**Data shown:**
========================================

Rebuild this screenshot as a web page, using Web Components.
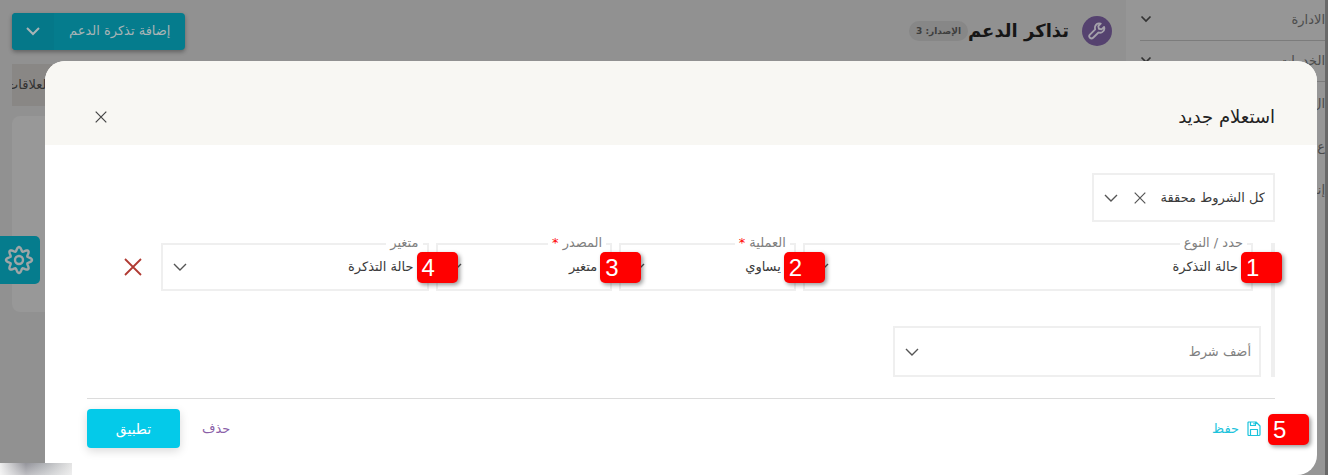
<!DOCTYPE html>
<html lang="ar" dir="rtl">
<head>
<meta charset="utf-8">
<title>تذاكر الدعم</title>
<style>
  * { box-sizing: border-box; }

  body {
    margin: 0;
    min-height: 100vh;
    overflow: hidden;
    font-family: "DejaVu Sans", sans-serif;
    font-size: 13px;
    line-height: 20px;
    color: #444;
    --teal: #057c8d;
    --cyan: #04cae9;
    --line: #efefef;
  }
</style>
</head>
<body>

<app-shell>
  <side-nav slot="nav">
    <nav-item expandable>الادارة</nav-item>
    <nav-item expandable>الخدمات</nav-item>
    <nav-item>ال</nav-item>
    <nav-item>ع</nav-item>
    <nav-item>إنـ</nav-item>
  </side-nav>

  <page-header slot="header" version="الإصدار: 3" action="إضافة تذكرة الدعم">تذاكر الدعم</page-header>
  <tab-strip slot="tabs">العلاقات</tab-strip>
  <settings-tab slot="overlay"></settings-tab>

  <query-dialog slot="overlay" heading="استعلام جديد">
    <select-field class="match" label-hidden label="الشروط" value="كل الشروط محققة" clearable></select-field>

    <condition-group>
      <condition-row>
        <select-field label="حدد / النوع" value="حالة التذكرة"><step-badge>1</step-badge></select-field>
        <select-field label="العملية" value="يساوي" required><step-badge>2</step-badge></select-field>
        <select-field label="المصدر" value="متغير" required><step-badge>3</step-badge></select-field>
        <select-field label="متغير" value="حالة التذكرة"><step-badge>4</step-badge></select-field>
      </condition-row>
      <select-field class="add" label-hidden placeholder label="أضف شرط" value="أضف شرط"></select-field>
    </condition-group>

    <dialog-actions slot="footer"></dialog-actions>
  </query-dialog>
</app-shell>

<script>
// eight rounded teeth around the hub
const gearPath = Array.from({ length: 97 }, (_, i) => {
  const angle = (i / 96) * Math.PI * 2;
  const radius = 11 + 2 * Math.cos(angle * 8);
  return `${(15 + radius * Math.cos(angle)).toFixed(2)} ${(15 + radius * Math.sin(angle)).toFixed(2)}`;
}).join('L');

const icons = {
  chevron: '<svg width="14" height="14" viewBox="0 0 14 14" fill="none" stroke="currentColor" stroke-width="1.4" aria-hidden="true"><path d="M1 4l6 6 6-6"/></svg>',
  chevronBold: '<svg width="14" height="14" viewBox="0 0 14 14" fill="none" stroke="currentColor" stroke-width="2" aria-hidden="true"><path d="M1 4l6 6 6-6"/></svg>',
  chevronSmall: '<svg width="12" height="12" viewBox="0 0 12 12" fill="none" stroke="currentColor" stroke-width="1.7" aria-hidden="true"><path d="M1.5 2.5L6 7l4.5-4.5"/></svg>',
  close: '<svg width="12" height="12" viewBox="0 0 12 12" fill="none" stroke="currentColor" stroke-width="1.2" aria-hidden="true"><path d="M.7.7l10.600 10.600M11.300.7L.7 11.300"/></svg>',
  remove: '<svg width="18" height="18" viewBox="0 0 18 18" fill="none" stroke="currentColor" stroke-width="1.8" aria-hidden="true"><path d="M1 1l16 16M17 1L1 17"/></svg>',
  save: '<svg width="14" height="16" viewBox="0 0 14 16" fill="none" stroke="currentColor" stroke-width="1.2" stroke-linejoin="round" aria-hidden="true"><path d="M1.5 1h7.500l4 4v8.500q0 1-1 1h-10q-1 0-1-1v-12zM3.500 1v3.500h5V1M3.500 14.500v-6h7v6M7 2v1.500"/></svg>',
  wrench: '<svg width="18" height="18" viewBox="0 0 24 24" fill="none" stroke="currentColor" stroke-width="2.4" stroke-linejoin="round" aria-hidden="true"><path d="M21.500 6.500l-3.500 3.300-3.500-.8-.8-3.500L17 2.200c-2.800-.7-6 .3-7.200 3-.7 1.500-.7 3.100-.2 4.500L2.600 16.800a2.900 2.900 0 0 0 4.200 4.200l7.200-7c1.500.5 3.200.4 4.700-.3 2.500-1.300 3.500-4.500 2.800-7.200z"/></svg>',
  gear: `<svg width="30" height="30" viewBox="0 0 30 30" fill="none" stroke="currentColor" stroke-width="2.4" stroke-linejoin="round" aria-hidden="true"><circle cx="15" cy="15" r="4"/><path d="M${gearPath}z"/></svg>`
};

const baseStyle = `
  * { box-sizing: border-box; }
  button {
    margin: 0;
    padding: 0;
    border: 0;
    background: none;
    font: inherit;
    color: inherit;
    cursor: pointer;
  }
  svg { display: block; flex: none; }
`;

class BaseElement extends HTMLElement {
  constructor() {
    super();
    this.attachShadow({ mode: 'open' });
  }

  connectedCallback() {
    this.shadowRoot.innerHTML = `<style>${baseStyle}${this.styles()}</style>${this.render()}`;
  }

  styles() { return ''; }
  render() { return '<slot></slot>'; }
}

// ---------- page behind the dialog ----------
class AppShell extends BaseElement {
  styles() {
    return `
      :host {
        position: relative;
        display: grid;
        grid-template-columns: 199px minmax(0, 1fr);
        min-height: 100vh;
        border-right: 3px solid #696969;
        background: #919191;
      }
      main { display: flex; flex-direction: column; padding: 0 12px; }
      .card {
        height: 196px;
        margin-top: 10px;
        border-radius: 8px;
        background: #989898;
      }
    `;
  }

  render() {
    return `
      <slot name="nav"></slot>
      <main>
        <slot name="header"></slot>
        <slot name="tabs"></slot>
        <div class="card"></div>
      </main>
      <slot name="overlay"></slot>
    `;
  }
}

class SideNav extends BaseElement {
  styles() {
    return `
      :host { display: block; background: #969696; }
      nav { display: flex; flex-direction: column; padding-left: 14px; }
    `;
  }

  render() {
    return '<nav><slot></slot></nav>';
  }
}

class NavItem extends BaseElement {
  styles() {
    return `
      :host { display: block; color: #4c4c4c; }
      a {
        display: flex;
        align-items: center;
        justify-content: space-between;
        height: 43px;
        color: inherit;
        text-decoration: none;
      }
      :host([expandable]) a { height: 41px; border-bottom: 1px solid #7c7c7c; }
      svg { color: #333; }
    `;
  }

  render() {
    const arrow = this.hasAttribute('expandable') ? icons.chevronSmall : '';
    return `<a href="#"><slot></slot>${arrow}</a>`;
  }
}

class PageHeader extends BaseElement {
  styles() {
    return `
      :host {
        display: flex;
        align-items: center;
        height: 62px;
        margin-bottom: 2px;
        padding-right: 2px;
      }
      .icon {
        display: grid;
        place-items: center;
        width: 30px;
        height: 30px;
        border-radius: 50%;
        background: #55426f;
        color: #a5a1ab;
      }
      h1 { margin: 0 13px 0 0; font-size: 18px; line-height: 32px; color: #161616; }
      .version {
        padding: 0 7px;
        border-radius: 11px;
        background: #878787;
        color: #3e3e3e;
        font-size: 9px;
        font-weight: bold;
      }
      .split {
        display: flex;
        height: 37px;
        margin-right: auto;
        border-radius: 4px;
        overflow: hidden;
        background: var(--teal);
        color: #a9b4b6;
        box-shadow: 0 2px 4px #00000055;
      }
      .main { padding: 0 15px; }
      .more {
        display: grid;
        place-items: center;
        width: 42px;
        background: #057889;
      }
    `;
  }

  render() {
    return `
      <span class="icon">${icons.wrench}</span>
      <h1><slot></slot></h1>
      <span class="version">${this.getAttribute('version')}</span>
      <div class="split">
        <button class="main" type="button">${this.getAttribute('action')}</button>
        <button class="more" type="button" aria-label="المزيد">${icons.chevronBold}</button>
      </div>
    `;
  }
}

class TabStrip extends BaseElement {
  styles() {
    return `
      :host {
        display: flex;
        justify-content: flex-end;
        height: 42px;
        overflow: hidden;
        background: #898785;
        color: #333;
      }
      button { margin-left: -6px; }
    `;
  }

  render() {
    return '<button type="button"><slot></slot></button>';
  }
}

class SettingsTab extends BaseElement {
  styles() {
    return `
      :host { position: absolute; top: 236px; left: 0; }
      button {
        display: grid;
        place-items: center;
        width: 40px;
        height: 48px;
        padding-right: 2px;
        border-radius: 0 5px 5px 0;
        background: var(--teal);
        color: #9fa6a7;
      }
    `;
  }

  render() {
    return `<button type="button" aria-label="الإعدادات">${icons.gear}</button>`;
  }
}

// ---------- dialog ----------
class QueryDialog extends BaseElement {
  styles() {
    return `
      :host {
        position: absolute;
        inset: 0;
        padding: 61px 8px 0 45px;
      }
      section {
        position: relative;
        border-radius: 20px 20px 20px 0;
        background: #fff;
      }
      header {
        display: flex;
        align-items: center;
        justify-content: space-between;
        height: 84px;
        padding: 28px 42px 0 50px;
        border-radius: 20px 20px 0 0;
        background: #f8f7f3;
        color: #222;
      }
      header button { color: #444; }
      h2 { margin: 0; font-size: 18px; font-weight: normal; line-height: 28px; }
      .body {
        display: flex;
        flex-direction: column;
        align-items: stretch;
        gap: 21px;
        padding: 28px 42px 21px;
      }
      ::slotted(.match) { width: 183px; height: 49px; }
      .smudge {
        position: absolute;
        bottom: 0;
        left: -45px;
        width: 72px;
        height: 12px;
        background:
          linear-gradient(#ffffff00, #ffffff66),
          linear-gradient(90deg, #eee, #93939a 36%, #b0b2b6 62%, #e4e4e4);
      }
    `;
  }

  render() {
    const heading = this.getAttribute('heading');
    return `
      <section role="dialog" aria-label="${heading}">
        <header>
          <h2>${heading}</h2>
          <button type="button" aria-label="إغلاق">${icons.close}</button>
        </header>
        <div class="body"><slot></slot></div>
        <slot name="footer"></slot>
        <div class="smudge"></div>
      </section>
    `;
  }
}

class SelectField extends BaseElement {
  styles() {
    return `
      :host { position: relative; display: block; height: 48px; }
      select {
        appearance: none;
        width: 100%;
        height: 100%;
        margin: 0;
        padding: 0 13px 0 40px;
        border: 2px solid var(--line);
        border-radius: 0;
        background: #fff;
        font: inherit;
        color: #3a3a3a;
      }
      label {
        position: absolute;
        top: -10px;
        right: 6px;
        padding: 0 4px;
        background: #fff;
        color: #808080;
      }
      :host([label-hidden]) label { display: none; }
      :host([label-hidden]) select { padding-right: 8px; }
      :host([placeholder]) select { color: #808080; }
      .star { color: #f00; }
      .icons {
        position: absolute;
        top: 0;
        bottom: 0;
        left: 12px;
        display: flex;
        align-items: center;
        gap: 16px;
        color: #555;
        pointer-events: none;
      }
    `;
  }

  render() {
    const label = this.getAttribute('label');
    const value = this.getAttribute('value');
    const star = this.hasAttribute('required') ? ' <span class="star">*</span>' : '';
    const clear = this.hasAttribute('clearable') ? icons.close : '';
    const aria = this.hasAttribute('label-hidden') ? `aria-label="${label}"` : '';
    return `
      <select id="field" ${aria}><option>${value}</option></select>
      <label for="field">${label}${star}</label>
      <span class="icons">${clear}${icons.chevron}</span>
      <slot></slot>
    `;
  }
}

class StepBadge extends BaseElement {
  styles() {
    return `
      :host {
        position: absolute;
        z-index: 1;
        top: 9px;
        right: -29px;
        width: 41px;
        height: 31px;
        padding-left: 5px;
        border-radius: 5px;
        background: #f00;
        box-shadow: 2px 2px 4px #00000066;
        color: #fff;
        direction: ltr;
        text-align: left;
        font: 24px/31px "Liberation Sans", Arial, sans-serif;
      }
    `;
  }
}

class ConditionGroup extends BaseElement {
  styles() {
    return `
      :host {
        display: flex;
        flex-direction: column;
        gap: 35px;
        padding-right: 10px;
        border-right: 4px solid var(--line);
      }
      ::slotted(.add) { width: 368px; height: 51px; }
    `;
  }
}

class ConditionRow extends BaseElement {
  styles() {
    return `
      :host {
        display: grid;
        grid-template-columns: 451fr 177fr 177fr 268fr 67px;
        gap: 7px;
        padding-right: 8px;
      }
      button { display: grid; place-items: center; width: 42px; color: #b03a32; }
    `;
  }

  render() {
    return `<slot></slot><button type="button" aria-label="إزالة الشرط">${icons.remove}</button>`;
  }
}

class DialogActions extends BaseElement {
  styles() {
    return `
      :host {
        display: flex;
        align-items: center;
        gap: 22px;
        margin: 0 42px;
        padding: 10px 0 27px;
        border-top: 1px solid #dcdcdc;
      }
      .save {
        position: relative;
        display: flex;
        align-items: center;
        gap: 8px;
        margin-left: auto;
        padding-right: 14px;
        color: #1cc3dc;
      }
      .save step-badge { top: -5px; right: -34px; }
      .delete { color: #8a5fa8; }
      .apply {
        width: 93px;
        height: 39px;
        border-radius: 4px;
        background: var(--cyan);
        box-shadow: 0 3px 10px #00000026;
        color: #fff;
        font-size: 14px;
      }
    `;
  }

  render() {
    return `
      <button class="save" type="button">${icons.save}<span>حفظ</span><step-badge>5</step-badge></button>
      <button class="delete" type="button">حذف</button>
      <button class="apply" type="button">تطبيق</button>
    `;
  }
}

customElements.define('step-badge', StepBadge);
customElements.define('select-field', SelectField);
customElements.define('condition-row', ConditionRow);
customElements.define('condition-group', ConditionGroup);
customElements.define('dialog-actions', DialogActions);
customElements.define('query-dialog', QueryDialog);
customElements.define('settings-tab', SettingsTab);
customElements.define('tab-strip', TabStrip);
customElements.define('page-header', PageHeader);
customElements.define('nav-item', NavItem);
customElements.define('side-nav', SideNav);
customElements.define('app-shell', AppShell);
</script>
</body>
</html>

========================================

**Prompt:** Quote, exactly and only, the lines from the first line of the data above through the line containing "</side-nav>". The pictures do not belong in it.

**Solution:**
Rebuild this screenshot as a web page, using Web Components.
<!DOCTYPE html>
<html lang="ar" dir="rtl">
<head>
<meta charset="utf-8">
<title>تذاكر الدعم</title>
<style>
  * { box-sizing: border-box; }

  body {
    margin: 0;
    min-height: 100vh;
    overflow: hidden;
    font-family: "DejaVu Sans", sans-serif;
    font-size: 13px;
    line-height: 20px;
    color: #444;
    --teal: #057c8d;
    --cyan: #04cae9;
    --line: #efefef;
  }
</style>
</head>
<body>

<app-shell>
  <side-nav slot="nav">
    <nav-item expandable>الادارة</nav-item>
    <nav-item expandable>الخدمات</nav-item>
    <nav-item>ال</nav-item>
    <nav-item>ع</nav-item>
    <nav-item>إنـ</nav-item>
  </side-nav>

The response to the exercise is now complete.